▶ _Set problem_
Lines containing "components" are to be counted. Report the count alone.

▶ _Data extract_
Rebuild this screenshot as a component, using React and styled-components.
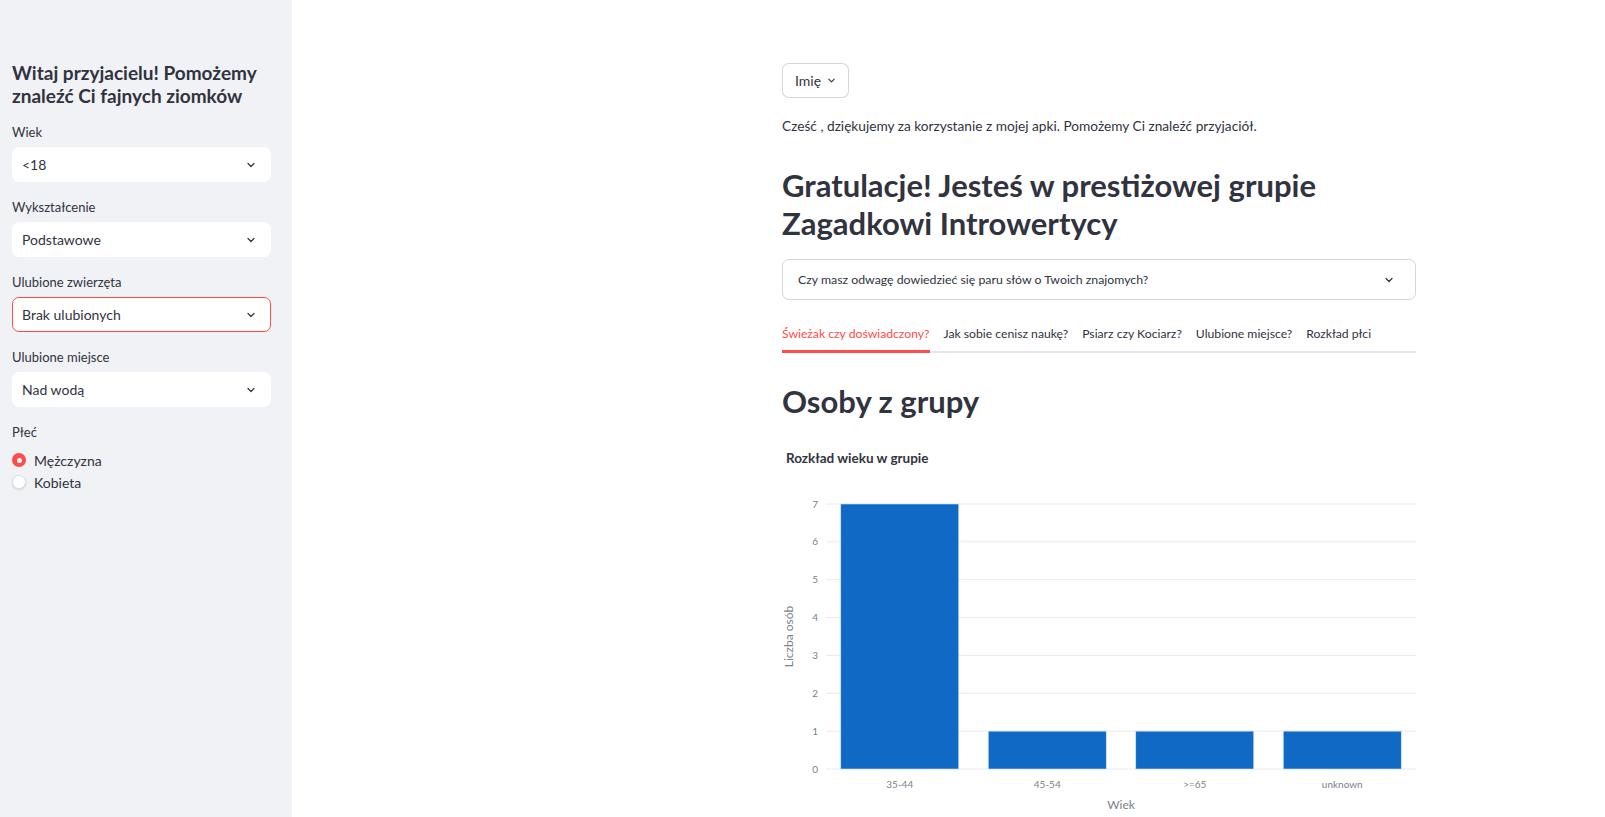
import React from 'react';
import styled, { createGlobalStyle } from 'styled-components';

const GlobalStyle = createGlobalStyle`
  html, body {
    margin: 0;
    padding: 0;
    overflow: hidden;
  }
  body {
    font-family: Lato, "Noto Sans", sans-serif;
    color: #31333f;
    background: #fff;
  }
`;

const Page = styled.div`
  display: flex;
  height: 100vh;
  overflow: hidden;
`;

const Sidebar = styled.aside`
  flex: 0 0 292px;
  box-sizing: border-box;
  padding: 62px 21px 0 12px;
  background: #f0f2f6;
`;

const SideTitle = styled.h2`
  margin: 0 0 15px;
  font-size: 19px;
  line-height: 22.5px;
  font-weight: 700;
  color: #31333f;
`;

const Field = styled.div`
  display: flex;
  flex-direction: column;
  gap: 5px;
  margin-bottom: 15px;
`;

const Label = styled.div`
  font-size: 13px;
  line-height: 20px;
  color: #31333f;
`;

const Select = styled.div`
  display: flex;
  align-items: center;
  justify-content: space-between;
  height: 35px;
  box-sizing: border-box;
  padding: 0 13px 0 9px;
  background: #fff;
  border: 1px solid ${p => (p.$focused ? '#ff4b4b' : '#fff')};
  border-radius: 7px;
  font-size: 14px;
  color: #31333f;
`;

const RadioGroup = styled.div`
  display: flex;
  flex-direction: column;
  margin-top: 7px;
`;

const RadioRow = styled.label`
  display: flex;
  align-items: center;
  gap: 8px;
  height: 22px;
  font-size: 14px;
`;

const RadioDot = styled.span`
  box-sizing: border-box;
  width: 14px;
  height: 14px;
  border-radius: 50%;
  background: ${p => (p.$checked ? '#ff4b4b' : '#fff')};
  border: ${p => (p.$checked ? 'none' : '1px solid #dcdde2')};
  box-shadow: ${p => (p.$checked ? 'none' : '0 1px 2px rgba(0,0,0,0.12)')};
  display: flex;
  align-items: center;
  justify-content: center;

  &::after {
    content: '';
    display: ${p => (p.$checked ? 'block' : 'none')};
    width: 5px;
    height: 5px;
    border-radius: 50%;
    background: #fff;
  }
`;

const Main = styled.main`
  flex: 1;
  padding: 63px 0 0 490px;
`;

const Column = styled.div`
  width: 634px;
`;

const NameButton = styled.button`
  display: inline-flex;
  align-items: center;
  gap: 5px;
  height: 35px;
  padding: 0 11px 0 12px;
  background: #fff;
  border: 1px solid rgba(49, 51, 63, 0.2);
  border-radius: 7px;
  font: inherit;
  font-size: 14px;
  color: #31333f;
`;

const Intro = styled.p`
  margin: 17px 0 0;
  font-size: 13.7px;
  line-height: 21px;
`;

const Heading = styled.h1`
  margin: 30px 0 0;
  font-size: 31px;
  line-height: 38px;
  font-weight: 700;
  color: #31333f;
`;

const Expander = styled.div`
  display: flex;
  align-items: center;
  justify-content: space-between;
  height: 41px;
  box-sizing: border-box;
  margin-top: 17px;
  padding: 0 20px 0 15px;
  border: 1px solid rgba(49, 51, 63, 0.2);
  border-radius: 7px;
  font-size: 12.3px;
`;

const TabList = styled.div`
  display: flex;
  gap: 14px;
  margin-top: 16px;
  border-bottom: 2px solid #e6e7ea;
`;

const Tab = styled.div`
  padding: 8px 0 6px;
  margin-bottom: -2px;
  font-size: 12.2px;
  line-height: 20px;
  color: ${p => (p.$active ? '#ff4b4b' : '#31333f')};
  border-bottom: 3px solid ${p => (p.$active ? '#ff4b4b' : 'transparent')};
`;

const SubHeading = styled.h2`
  margin: 29px 0 0;
  font-size: 31px;
  line-height: 38px;
  font-weight: 700;
`;

const ChartTitle = styled.div`
  margin: 28px 0 0 4px;
  font-size: 13.5px;
  line-height: 20px;
  font-weight: 700;
`;

const ChartWrap = styled.div`
  margin-top: 12px;
`;

const Chevron = ({ size = 12, stroke = 2.4 }) => (
  <svg width={size} height={size} viewBox="0 0 24 24" fill="none" stroke="#31333f"
    strokeWidth={stroke} strokeLinecap="round" strokeLinejoin="round">
    <path d="M6 9l6 6 6-6" />
  </svg>
);

const fields = [
  { label: 'Wiek', value: '<18' },
  { label: 'Wykształcenie', value: 'Podstawowe' },
  { label: 'Ulubione zwierzęta', value: 'Brak ulubionych', focused: true },
  { label: 'Ulubione miejsce', value: 'Nad wodą' },
];

const tabs = [
  'Świeżak czy doświadczony?',
  'Jak sobie cenisz naukę?',
  'Psiarz czy Kociarz?',
  'Ulubione miejsce?',
  'Rozkład płci',
];

const data = [
  { name: '35-44', value: 7 },
  { name: '45-54', value: 1 },
  { name: '>=65', value: 1 },
  { name: 'unknown', value: 1 },
];

const BarChart = () => {
  const left = 44;
  const right = 634;
  const top = 24;
  const bottom = 289;
  const unit = (bottom - top) / 7;
  const step = (right - left) / data.length;
  const tick = { fontSize: 10, fill: '#7b7f8c', fontFamily: 'Lato, sans-serif' };
  return (
    <svg width="634" height="345" viewBox="0 0 634 345">
      {[0, 1, 2, 3, 4, 5, 6, 7].map(v => (
        <g key={v}>
          <line x1={left} x2={right} y1={bottom - v * unit} y2={bottom - v * unit}
            stroke="#e8eaf0" strokeWidth="1" />
          <text x={36} y={bottom - v * unit + 3.5} textAnchor="end" {...tick}>{v}</text>
        </g>
      ))}
      {data.map((d, i) => {
        const x = left + i * step + step * 0.1;
        const h = d.value * unit;
        return (
          <g key={d.name}>
            <rect x={x} y={bottom - h} width={step * 0.8} height={h}
              fill="#0f69c5" stroke="#d4e3f5" strokeWidth="0.6" />
            <text x={left + i * step + step / 2} y={308} textAnchor="middle" {...tick}>{d.name}</text>
          </g>
        );
      })}
      <text x={(left + right) / 2} y={329} textAnchor="middle"
        style={{ fontSize: 12, fill: '#7b7f8c', fontFamily: 'Lato, sans-serif' }}>Wiek</text>
      <text transform={`translate(11 ${(top + bottom) / 2}) rotate(-90)`} textAnchor="middle"
        style={{ fontSize: 12, fill: '#7b7f8c', fontFamily: 'Lato, sans-serif' }}>Liczba osób</text>
    </svg>
  );
};

export default function App() {
  return (
    <>
      <GlobalStyle />
      <Page>
        <Sidebar>
          <SideTitle>Witaj przyjacielu! Pomożemy znaleźć Ci fajnych ziomków</SideTitle>
          {fields.map(f => (
            <Field key={f.label}>
              <Label>{f.label}</Label>
              <Select $focused={f.focused}>
                <span>{f.value}</span>
                <Chevron />
              </Select>
            </Field>
          ))}
          <Label>Płeć</Label>
          <RadioGroup>
            <RadioRow><RadioDot $checked />Mężczyzna</RadioRow>
            <RadioRow><RadioDot />Kobieta</RadioRow>
          </RadioGroup>
        </Sidebar>
        <Main>
          <Column>
            <NameButton>Imię <Chevron size={11} /></NameButton>
            <Intro>Cześć , dziękujemy za korzystanie z mojej apki. Pomożemy Ci znaleźć przyjaciół.</Intro>
            <Heading>Gratulacje! Jesteś w prestiżowej grupie Zagadkowi Introwertycy</Heading>
            <Expander>
              <span>Czy masz odwagę dowiedzieć się paru słów o Twoich znajomych?</span>
              <Chevron />
            </Expander>
            <TabList>
              {tabs.map((t, i) => (
                <Tab key={t} $active={i === 0}>{t}</Tab>
              ))}
            </TabList>
            <SubHeading>Osoby z grupy</SubHeading>
            <ChartTitle>Rozkład wieku w grupie</ChartTitle>
            <ChartWrap>
              <BarChart />
            </ChartWrap>
          </Column>
        </Main>
      </Page>
    </>
  );
}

▶ _Response to this exercise_
2